▼

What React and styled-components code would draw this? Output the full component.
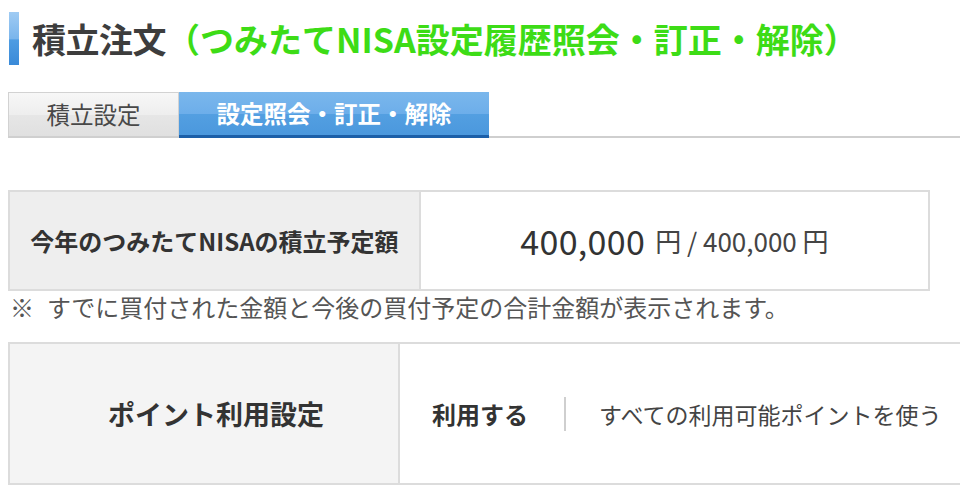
import React from "react";
import styled, { createGlobalStyle } from "styled-components";

const GlobalStyle = createGlobalStyle`
  html, body {
    margin: 0;
    padding: 0;
    background: #fff;
    overflow: hidden;
  }
  body {
    font-family: "Noto Sans CJK JP", "Noto Sans", sans-serif;
    color: #333;
  }
`;

const Page = styled.div`
  width: 960px;
  height: 503px;
  padding: 12px 0 0 8px;
  box-sizing: border-box;
  overflow: hidden;
`;

const Heading = styled.h1`
  display: flex;
  align-items: center;
  margin: 0;
  height: 53px;
  font-size: 34px;
  font-weight: 700;
  line-height: 1;
  white-space: nowrap;
`;

const HeadingBar = styled.span`
  width: 10px;
  height: 53px;
  margin: 0 13px 0 1px;
  background: linear-gradient(#9fcbf3 0%, #7ab5ec 50%, #4e9ce2 53%, #3a8ad8 100%);
`;

const HeadingMain = styled.span`
  color: #3d3d3d;
  letter-spacing: -0.5px;
`;

const HeadingSub = styled.span`
  color: #3ddc16;
`;

const Tabs = styled.nav`
  display: flex;
  margin-top: 27px;
  height: 44px;
  border-bottom: 2px solid #cfcfcf;
`;

const Tab = styled.div`
  display: flex;
  align-items: center;
  justify-content: center;
  width: ${(p) => p.$width}px;
  box-sizing: border-box;
  font-size: 23.5px;
  line-height: 1;
  ${(p) =>
    p.$active
      ? `
    color: #fff;
    font-weight: 700;
    background: linear-gradient(#7ab7ec 0%, #6daeea 50%, #539fe1 52%, #4b98dd 100%);
    border-bottom: 3px solid #1c5fa8;
    margin-bottom: -2px;
  `
      : `
    color: #484848;
    background: linear-gradient(#f7f7f7 0%, #eeeeee 50%, #e6e6e6 52%, #e0e0e0 100%);
    border: 1px solid #d2d2d2;
    border-bottom: none;
  `}
`;

const InfoTable = styled.div`
  display: grid;
  grid-template-columns: ${(p) => p.$labelWidth}px 1fr;
  width: ${(p) => p.$width}px;
  height: ${(p) => p.$height}px;
  margin-top: ${(p) => p.$top}px;
  border: 2px solid #dcdcdc;
  box-sizing: border-box;
`;

const LabelCell = styled.div`
  display: flex;
  align-items: center;
  justify-content: center;
  padding-left: ${(p) => p.$shift || 0}px;
  background: ${(p) => p.$bg};
  border-right: 2px solid #dcdcdc;
  font-weight: 700;
  font-size: ${(p) => p.$size}px;
  color: #333;
  white-space: nowrap;
`;

const ValueCell = styled.div`
  display: flex;
  align-items: center;
  justify-content: ${(p) => (p.$left ? "flex-start" : "center")};
  padding-left: ${(p) => (p.$left ? "32px" : "0")};
  white-space: nowrap;
  color: #333;
`;

const Amount = styled.span`
  font-size: 34px;
  margin-right: 10px;
  letter-spacing: 0.3px;
`;

const AmountSub = styled.span`
  font-size: 26px;
  color: #444;
`;

const Note = styled.p`
  margin: 3px 0 0 2px;
  font-size: 24px;
  line-height: 26px;
  color: #555;
  white-space: nowrap;
`;

const NoteMark = styled.span`
  margin-right: 13px;
`;

const PointOn = styled.span`
  font-size: 24px;
  font-weight: 700;
  color: #333;
`;

const Divider = styled.span`
  width: 2px;
  height: 34px;
  margin: 0 33px 0 36px;
  background: #cfcfcf;
`;

const PointText = styled.span`
  font-size: 23px;
  color: #444;
`;

export default function App() {
  return (
    <>
      <GlobalStyle />
      <Page>
        <Heading>
          <HeadingBar />
          <HeadingMain>積立注文</HeadingMain>
          <HeadingSub>（つみたてNISA設定履歴照会・訂正・解除）</HeadingSub>
        </Heading>

        <Tabs>
          <Tab $width={171}>積立設定</Tab>
          <Tab $width={310} $active>
            設定照会・訂正・解除
          </Tab>
        </Tabs>

        <InfoTable $labelWidth={411} $width={922} $height={101} $top={52}>
          <LabelCell $bg="#eeeeee" $size={24}>
            今年のつみたてNISAの積立予定額
          </LabelCell>
          <ValueCell>
            <Amount>400,000</Amount>
            <AmountSub>円 / 400,000 円</AmountSub>
          </ValueCell>
        </InfoTable>

        <Note>
          <NoteMark>※</NoteMark>
          すでに買付された金額と今後の買付予定の合計金額が表示されます。
        </Note>

        <InfoTable $labelWidth={390} $width={1000} $height={143} $top={22}>
          <LabelCell $bg="#f4f4f4" $size={27} $shift={24}>
            ポイント利用設定
          </LabelCell>
          <ValueCell $left>
            <PointOn>利用する</PointOn>
            <Divider />
            <PointText>すべての利用可能ポイントを使う</PointText>
          </ValueCell>
        </InfoTable>
      </Page>
    </>
  );
}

▲

Task to carry out: Leave out all pictures, then copy the remaining material exactly.

Problem solution:
What React and styled-components code would draw this? Output the full component.
import React from "react";
import styled, { createGlobalStyle } from "styled-components";

const GlobalStyle = createGlobalStyle`
  html, body {
    margin: 0;
    padding: 0;
    background: #fff;
    overflow: hidden;
  }
  body {
    font-family: "Noto Sans CJK JP", "Noto Sans", sans-serif;
    color: #333;
  }
`;

const Page = styled.div`
  width: 960px;
  height: 503px;
  padding: 12px 0 0 8px;
  box-sizing: border-box;
  overflow: hidden;
`;

const Heading = styled.h1`
  display: flex;
  align-items: center;
  margin: 0;
  height: 53px;
  font-size: 34px;
  font-weight: 700;
  line-height: 1;
  white-space: nowrap;
`;

const HeadingBar = styled.span`
  width: 10px;
  height: 53px;
  margin: 0 13px 0 1px;
  background: linear-gradient(#9fcbf3 0%, #7ab5ec 50%, #4e9ce2 53%, #3a8ad8 100%);
`;

const HeadingMain = styled.span`
  color: #3d3d3d;
  letter-spacing: -0.5px;
`;

const HeadingSub = styled.span`
  color: #3ddc16;
`;

const Tabs = styled.nav`
  display: flex;
  margin-top: 27px;
  height: 44px;
  border-bottom: 2px solid #cfcfcf;
`;

const Tab = styled.div`
  display: flex;
  align-items: center;
  justify-content: center;
  width: ${(p) => p.$width}px;
  box-sizing: border-box;
  font-size: 23.5px;
  line-height: 1;
  ${(p) =>
    p.$active
      ? `
    color: #fff;
    font-weight: 700;
    background: linear-gradient(#7ab7ec 0%, #6daeea 50%, #539fe1 52%, #4b98dd 100%);
    border-bottom: 3px solid #1c5fa8;
    margin-bottom: -2px;
  `
      : `
    color: #484848;
    background: linear-gradient(#f7f7f7 0%, #eeeeee 50%, #e6e6e6 52%, #e0e0e0 100%);
    border: 1px solid #d2d2d2;
    border-bottom: none;
  `}
`;

const InfoTable = styled.div`
  display: grid;
  grid-template-columns: ${(p) => p.$labelWidth}px 1fr;
  width: ${(p) => p.$width}px;
  height: ${(p) => p.$height}px;
  margin-top: ${(p) => p.$top}px;
  border: 2px solid #dcdcdc;
  box-sizing: border-box;
`;

const LabelCell = styled.div`
  display: flex;
  align-items: center;
  justify-content: center;
  padding-left: ${(p) => p.$shift || 0}px;
  background: ${(p) => p.$bg};
  border-right: 2px solid #dcdcdc;
  font-weight: 700;
  font-size: ${(p) => p.$size}px;
  color: #333;
  white-space: nowrap;
`;

const ValueCell = styled.div`
  display: flex;
  align-items: center;
  justify-content: ${(p) => (p.$left ? "flex-start" : "center")};
  padding-left: ${(p) => (p.$left ? "32px" : "0")};
  white-space: nowrap;
  color: #333;
`;

const Amount = styled.span`
  font-size: 34px;
  margin-right: 10px;
  letter-spacing: 0.3px;
`;

const AmountSub = styled.span`
  font-size: 26px;
  color: #444;
`;

const Note = styled.p`
  margin: 3px 0 0 2px;
  font-size: 24px;
  line-height: 26px;
  color: #555;
  white-space: nowrap;
`;

const NoteMark = styled.span`
  margin-right: 13px;
`;

const PointOn = styled.span`
  font-size: 24px;
  font-weight: 700;
  color: #333;
`;

const Divider = styled.span`
  width: 2px;
  height: 34px;
  margin: 0 33px 0 36px;
  background: #cfcfcf;
`;

const PointText = styled.span`
  font-size: 23px;
  color: #444;
`;

export default function App() {
  return (
    <>
      <GlobalStyle />
      <Page>
        <Heading>
          <HeadingBar />
          <HeadingMain>積立注文</HeadingMain>
          <HeadingSub>（つみたてNISA設定履歴照会・訂正・解除）</HeadingSub>
        </Heading>

        <Tabs>
          <Tab $width={171}>積立設定</Tab>
          <Tab $width={310} $active>
            設定照会・訂正・解除
          </Tab>
        </Tabs>

        <InfoTable $labelWidth={411} $width={922} $height={101} $top={52}>
          <LabelCell $bg="#eeeeee" $size={24}>
            今年のつみたてNISAの積立予定額
          </LabelCell>
          <ValueCell>
            <Amount>400,000</Amount>
            <AmountSub>円 / 400,000 円</AmountSub>
          </ValueCell>
        </InfoTable>

        <Note>
          <NoteMark>※</NoteMark>
          すでに買付された金額と今後の買付予定の合計金額が表示されます。
        </Note>

        <InfoTable $labelWidth={390} $width={1000} $height={143} $top={22}>
          <LabelCell $bg="#f4f4f4" $size={27} $shift={24}>
            ポイント利用設定
          </LabelCell>
          <ValueCell $left>
            <PointOn>利用する</PointOn>
            <Divider />
            <PointText>すべての利用可能ポイントを使う</PointText>
          </ValueCell>
        </InfoTable>
      </Page>
    </>
  );
}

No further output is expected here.